- Origin: France
- Genres: Progressive metal, death metal, symphonic metal, electronic
- Years active: 2018–present
- Labels: No label
- Members: Brett Caldas-Lima Thibaut Gerard Laurent Pouget Bruno Michel Élodie Bouchonnet Anthony Druz
- Past members: Loïc Tézénas Laurent Bendahan
- Website: http://www.kalisia.com/

= Kalisia =

Kalisia is a French progressive metal band.

In 2009 the band released their first full-length album, Cybion, originally planned for 2003, mainly consisting of a one-hour song.
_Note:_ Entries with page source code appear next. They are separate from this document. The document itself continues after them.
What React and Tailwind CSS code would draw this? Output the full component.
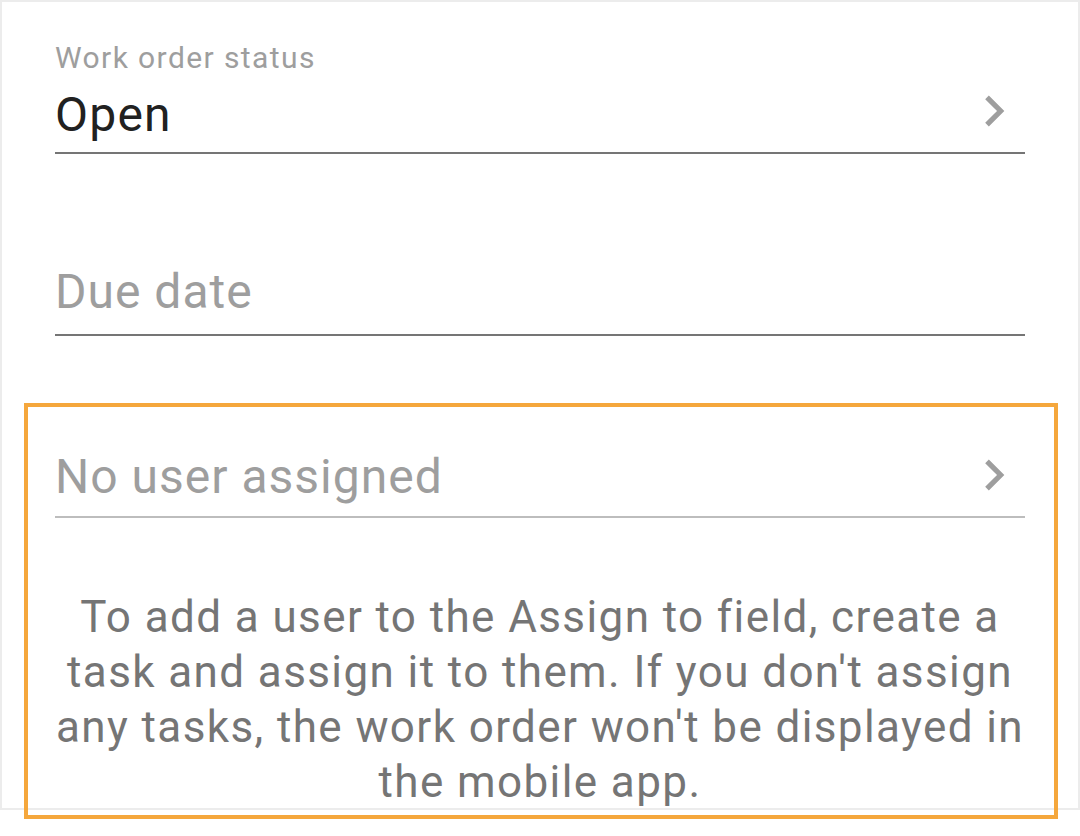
import React from "react";

function Chevron() {
  return (
    <svg viewBox="0 0 24 24" className="h-[62px] w-[62px] shrink-0" fill="#9e9e9e" aria-hidden>
      <path d="M10 6L8.59 7.41 13.17 12l-4.58 4.59L10 18l6-6z" />
    </svg>
  );
}

export default function App() {
  return (
    <div className="relative h-[836px] w-[1080px] bg-white" style={{ fontFamily: "Roboto, 'Noto Sans', sans-serif" }}>
      <div className="h-[810px] overflow-hidden border-2 border-[#ececec] px-[53px]">
        <div className="pt-[38px]">
          <p className="text-[30px] leading-[36px] tracking-[1.4px] text-[#9e9e9e]">Work order status</p>
          <div className="mt-[-4px] flex h-[82px] items-end justify-between border-b-2 border-[#757575] pb-[9px]">
            <span className="text-[48px] leading-[56px] tracking-[1.2px] text-[#212121]">Open</span>
            <div className="mt-[8px] self-start">
              <Chevron />
            </div>
          </div>
        </div>

        <div className="mt-[114px] flex h-[68px] items-end border-b-2 border-[#757575] pb-[14px]">
          <span className="text-[48px] leading-[56px] tracking-[1px] text-[#9e9e9e]">Due date</span>
        </div>

        <div className="mt-[108px] flex h-[74px] items-end justify-between border-b-2 border-[#bdbdbd] pb-[11px]">
          <span className="text-[48px] leading-[56px] tracking-[1px] text-[#9e9e9e]">No user assigned</span>
          <div className="mb-[-1px]">
            <Chevron />
          </div>
        </div>

        <p className="mt-[72px] text-center text-[44px] leading-[55px] tracking-[1.4px] text-[#757575]">
          To add a user to the Assign to field, create a task and assign it to them. If you don't assign any tasks, the work order won't be displayed in the mobile app.
        </p>
      </div>

      <div className="pointer-events-none absolute left-[24px] top-[403px] h-[416px] w-[1034px] border-4 border-[#f5a73c]" />
    </div>
  );
}
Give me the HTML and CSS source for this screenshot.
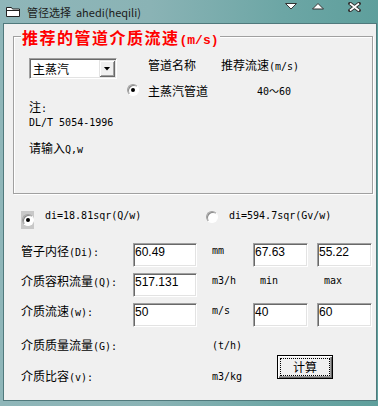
FILE: index.html
```html
<!DOCTYPE html>
<html lang="zh-CN">
<head>
    <meta charset="UTF-8">
    <meta name="viewport" content="width=device-width, initial-scale=1.0">
    <title>管径选择</title>
    <link rel="stylesheet" href="styles.css">
</head>
<body>
<div class="window">
    <div class="titlebar">
        <svg class="app-icon" width="16" height="12" viewBox="0 0 16 12">
            <path d="M1.5 1.5h5l1 1.5h7v7.5h-13z" fill="#fff" stroke="#222"/>
            <path d="M1.5 4.5h13" stroke="#222"/>
        </svg>
        <span class="title">管径选择  ahedi(heqili)</span>
        <div class="caption-btns">
            <svg class="btn-min" width="12" height="8" viewBox="0 0 12 8">
                <polygon points="0.5,1.5 11.5,1.5 6,7" fill="#fff" stroke="#333"/>
            </svg>
            <svg class="btn-max" width="12" height="8" viewBox="0 0 12 8">
                <polygon points="0.5,7 11.5,7 6,1.5" fill="#fff" stroke="#333"/>
            </svg>
            <svg width="13" height="10" viewBox="0 0 13 10">
                <path d="M2 1.5l9 7M11 1.5l-9 7" stroke="#333" stroke-width="3.5" stroke-linecap="square"/>
                <path d="M2 1.5l9 7M11 1.5l-9 7" stroke="#fff" stroke-width="1.6"/>
            </svg>
        </div>
    </div>
    <div class="client">
        <div class="group">
            <div class="legend">推荐的管道介质流速<span class="legend-en">(m/s)</span></div>
            <div class="rec-grid">
                <div class="combo">
                    <span class="combo-text">主蒸汽</span>
                    <span class="combo-btn"><i class="arrow-down"></i></span>
                </div>
                <span class="head name-col">管道名称</span>
                <span class="head">推荐流速<span class="en">(m/s)</span></span>
                <span class="radio checked radio-col"></span>
                <span class="name-col">主蒸汽管道</span>
                <span class="en speed">40～60</span>
            </div>
            <div class="notes">
                <p>注<span class="en">:</span></p>
                <p class="en">DL/T 5054-1996</p>
                <p class="hint">请输入<span class="en">Q,w</span></p>
            </div>
        </div>

        <div class="formula">
            <div class="opt opt-first">
                <span class="radio-focus"><span class="radio checked"></span></span>
                <span class="opt-text en">di=18.81sqr(Q/w)</span>
            </div>
            <div class="opt">
                <span class="radio"></span>
                <span class="opt-text en">di=594.7sqr(Gv/w)</span>
            </div>
        </div>

        <div class="calc">
            <span class="lbl">管子内径<span class="en">(Di):</span></span>
            <input class="edit" type="text" value="60.49">
            <span class="lbl unit en">mm</span>
            <input class="edit narrow" type="text" value="67.63">
            <input class="edit narrow" type="text" value="55.22">

            <span class="lbl">介质容积流量<span class="en">(Q):</span></span>
            <input class="edit" type="text" value="517.131">
            <span class="lbl unit en">m3/h</span>
            <span class="lbl limit en">min</span>
            <span class="lbl limit en">max</span>

            <span class="lbl">介质流速<span class="en">(w):</span></span>
            <input class="edit" type="text" value="50">
            <span class="lbl unit en">m/s</span>
            <input class="edit narrow" type="text" value="40">
            <input class="edit narrow" type="text" value="60">

            <span class="lbl mid row4">介质质量流量<span class="en">(G):</span></span>
            <span class="lbl mid unit en row4 unit-col">(t/h)</span>
            <button class="btn" type="button"><span class="btn-focus">计算</span></button>

            <span class="lbl mid row5">介质比容<span class="en">(v):</span></span>
            <span class="lbl mid unit en row5 unit-col">m3/kg</span>
        </div>
    </div>
</div>
</body>
</html>
```

FILE: styles.css
```css
body {
    margin: 0;
    background-color: #6f9fa1;
    font-family: "Noto Sans CJK SC", sans-serif;
    font-size: 12px;
    color: #000;
}
.window {
    width: 378px;
    height: 406px;
    display: flex;
    flex-direction: column;
    background: linear-gradient(to right, #8fb6b9 0%, #8ab3b5 40%, #6ca6a5 75%, #5e9f9c 100%);
}

/* title bar */
.titlebar {
    height: 23px;
    display: flex;
    align-items: flex-start;
    padding-left: 5px;
}
.app-icon {
    margin-top: 6px;
}
.title {
    margin-left: 6px;
    margin-top: 4px;
    font-size: 11px;
    line-height: 16px;
    color: #1b1b1b;
    white-space: pre;
}
.caption-btns {
    margin-left: auto;
    margin-top: 2px;
    padding-right: 17px;
    display: flex;
    align-items: flex-start;
}
.caption-btns svg {
    display: block;
}
.btn-min {
    margin-right: 15px;
}
.btn-max {
    margin-right: 24px;
}

/* client area */
.client {
    height: 378px;
    box-sizing: border-box;
    margin: 0 1px 0 3px;
    border: 1px solid #50797c;
    background-color: #f0f0f0;
}
.en {
    font-family: "DejaVu Sans Mono", "Noto Sans CJK SC", monospace;
    font-size: 10px;
}

/* group box */
.group {
    position: relative;
    width: 360px;
    height: 158px;
    box-sizing: border-box;
    margin: 12px 0 0 9px;
    padding: 21px 0 0 15px;
    border: 1px solid #a0a0a0;
    box-shadow: 1px 1px 0 #fff, inset 1px 1px 0 #fff;
}
.legend {
    position: absolute;
    top: -8px;
    left: 7px;
    padding: 0 1px;
    background-color: #f0f0f0;
    color: #ff0000;
    font-size: 16px;
    font-weight: bold;
    line-height: 16px;
    letter-spacing: 1.5px;
}
.legend-en {
    font-family: "Liberation Mono", monospace;
    font-size: 13px;
    letter-spacing: 0;
}
.rec-grid {
    display: grid;
    grid-template-columns: 98px 21px 73px auto;
    grid-template-rows: 21px 16px;
    row-gap: 3px;
    align-items: center;
}
.head {
    align-self: start;
    line-height: 14px;
}
.name-col {
    grid-column: 3;
}
.radio-col {
    grid-column: 2;
}
.speed {
    padding-left: 36px;
}
.combo {
    width: 88px;
    height: 21px;
    box-sizing: border-box;
    display: flex;
    padding: 1px;
    border: 1px solid;
    border-color: #a0a0a0 #fff #fff #a0a0a0;
    box-shadow: inset 1px 1px 0 #696969, inset -1px -1px 0 #e3e3e3;
    background-color: #fff;
}
.combo-text {
    flex: 1;
    padding-left: 2px;
    line-height: 17px;
}
.combo-btn {
    width: 16px;
    display: flex;
    align-items: center;
    justify-content: center;
    background-color: #f0f0f0;
    box-shadow: inset 1px 1px 0 #e3e3e3, inset -1px -1px 0 #696969, inset 2px 2px 0 #fff, inset -2px -2px 0 #a0a0a0;
}
.arrow-down {
    width: 7px;
    height: 4px;
    background-color: #000;
    clip-path: polygon(0 0, 100% 0, 50% 100%);
}
.radio {
    width: 12px;
    height: 12px;
    box-sizing: border-box;
    display: flex;
    align-items: center;
    justify-content: center;
    border-radius: 50%;
    border: 1px solid;
    border-color: #a0a0a0 #fff #fff #a0a0a0;
    box-shadow: inset 1px 1px 0 #8a8a8a;
    background-color: #fff;
}
.radio.checked::after {
    content: "";
    width: 4px;
    height: 4px;
    border-radius: 50%;
    background-color: #000;
}
.notes {
    margin-top: 2px;
    line-height: 14px;
}
.notes p {
    margin: 0;
}
.notes .hint {
    margin-top: 11px;
}

/* formula choice */
.formula {
    display: flex;
    align-items: flex-start;
    height: 20px;
    margin-top: 14px;
    padding-left: 17px;
}
.opt {
    display: flex;
    align-items: flex-start;
}
.opt-first {
    width: 185px;
}
.opt .radio {
    margin-top: 3px;
}
.radio-focus {
    width: 13px;
    height: 18px;
    margin-top: 3px;
    display: flex;
    align-items: center;
    justify-content: center;
    background-color: #c8c8c8;
}
.radio-focus .radio {
    margin-top: 0;
}
.opt-text {
    margin-left: 11px;
    margin-top: 1px;
    line-height: 14px;
}

/* calculation grid */
.calc {
    display: grid;
    grid-template-columns: 112px 64px 56px 64px 55px;
    grid-template-rows: 24px 24px 24px 25px 25px;
    row-gap: 6px;
    margin-top: 15px;
    padding-left: 17px;
}
.lbl {
    align-self: start;
    margin-top: 1px;
    line-height: 14px;
}
.lbl.mid {
    align-self: center;
    margin-top: 0;
}
.unit {
    padding-left: 15px;
}
.limit {
    padding-left: 7px;
}
.row4 {
    grid-row: 4;
}
.row5 {
    grid-row: 5;
}
.unit-col {
    grid-column: 3;
}
.edit {
    width: 64px;
    height: 24px;
    box-sizing: border-box;
    margin: 0;
    padding: 2px 1px 8px 1px;
    border: 1px solid;
    border-color: #a0a0a0 #fff #fff #a0a0a0;
    box-shadow: inset 1px 1px 0 #696969, inset -1px -1px 0 #e3e3e3;
    background-color: #fff;
    font-family: "Liberation Sans", sans-serif;
    font-size: 12px;
    color: #000;
    outline: none;
}
.edit.narrow {
    width: 55px;
}
.btn {
    grid-column: 4 / 6;
    grid-row: 4 / 6;
    align-self: end;
    justify-self: start;
    width: 56px;
    height: 24px;
    box-sizing: border-box;
    margin: 0 0 10px 24px;
    padding: 2px;
    border: 1px solid #000;
    background-color: #f0f0f0;
    box-shadow: inset 1px 1px 0 #fff, inset -1px -1px 0 #696969, inset -2px -2px 0 #a0a0a0;
    font-family: inherit;
    font-size: 12px;
    color: #000;
}
.btn-focus {
    display: block;
    height: 100%;
    box-sizing: border-box;
    border: 1px dotted #000;
    line-height: 16px;
}
```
It features guest appearances by Angela Gossow, Paul Masvidal and Arjen Anthony Lucassen.

Although never officially disbanded, Kalisia has been inactive since 2012, with no public announcements, performances or releases made since.

== Band members ==

Current members
- Brett Caldas-Lima - lead vocals, guitars, programming (1994–present)
- Thibaut Gerard - bass (1994–present)
- Laurent Pouget - keyboards (1994–present)
- Bruno Michel - guitars (2004–present)
- Élodie Bouchonnet - lead vocals, flute, saxophone (2005–present)
- Anthony Druz - drums (2010–present)

Former members
- Loïc Tézénas - guitars (1994–2004)
- Laurent Bendahan - drums (1994–2004)

== Discography ==
- Whisper (demo, 1994)
- Skies (demo, 1995)
- Cybion (2009)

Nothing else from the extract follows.